A bridging loan can offer a short-term solution to many requirements, enabling a lucrative opportunity to become a successful one. The essence of bridging is the ability of the lenders concerned to understand the issues involved and provide funding where mainstream lenders may not be able to.
Bridging loans are short-term interest-only loans, which effectively, ‘bridge’ a temporary, financial gap you may find yourself in. Primarily used to fund a quick property purchase, the bridge is just until the sale has been completed, upon which the proceeds of the sale are used to repay the bridge.
Bridging loans are often used by property developers and investors at auction, as they often need to pay a deposit to secure their purchase at short notice, and although popular with landlords and developers, we also see an increase of bridging finance being used for people who are moving house too. In the current climate of fast property sales, we find ourselves in, a bridging loan could also help secure your dream home.
There are many other uses for a bridging loan to be beneficial to you though, which can vary from the traditional house purchase to development costs, purchasing land, and even to buy out a business partner. The purposes of these loans are many and varied and do not necessarily have to be for property investment purposes.
The two primary types of Bridging Loans
Closed Bridge – A ‘closed’ bridge refers to a loan provided to a borrower who already has a guaranteed repayment plan or ‘exit strategy’ in place. This means the lender knows exactly how and when the loan will be repaid.
Open Bridge – An ‘open’ bridge refers to any bridging loan provided where no specific exit date or plan is provided, and open loans typically run for a fixed period of six months to one year.
The criteria for approval remains the same for both-the ability to pay back the loan, within the designated timescale.
Regulated and unregulated Bridging Loans
Regulated bridging loans are when the borrower secures funds against their existing or intended main residence and they are up to 12 months in term. Unregulated bridging loans are when the borrower secures funds against property which is not their existing main residence.
The benefits of a Bridging Loan
Speed – Obtaining bridging finance is, in essence, a simple process and one which can be achieved quickly, often giving an immediate decision. With the possibility of having the loan offer issued the same day, this can result in the funds being able to be generally drawn down within a matter of days.
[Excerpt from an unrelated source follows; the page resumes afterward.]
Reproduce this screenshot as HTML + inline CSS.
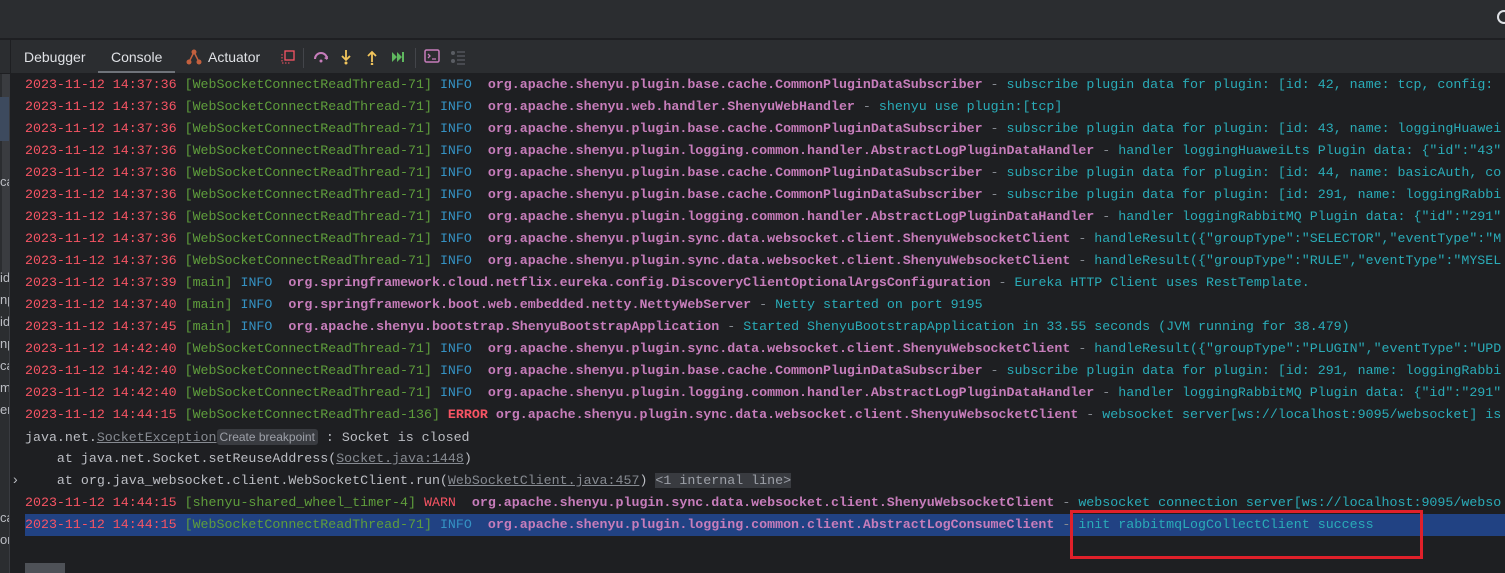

Flexibility – Bridging loans are more flexible than most other financial products. A bridging loan can be secured against houses, flats, commercial units, work premises, land and building plots, as well as the obvious of purchasing property at auction, where a cash purchase is required.
No penalties for early repayment – In most cases, bridging finance lenders, unlike mortgage lenders, do not charge a fee for early repayment of the loan. Borrowers can potentially save money on their interest payments for a bridging loan if they pay back early, as this is charged monthly for as long as it takes for full amount to be repaid
Useful for poor credit history – Unlike a mortgage application, people with poor credit history may still be able to obtain bridging finance. As long as the borrower can provide security for the loan, usually in the form of property, this is often seen as more important with the decision making, as opposed to income, affordability and previous credit history.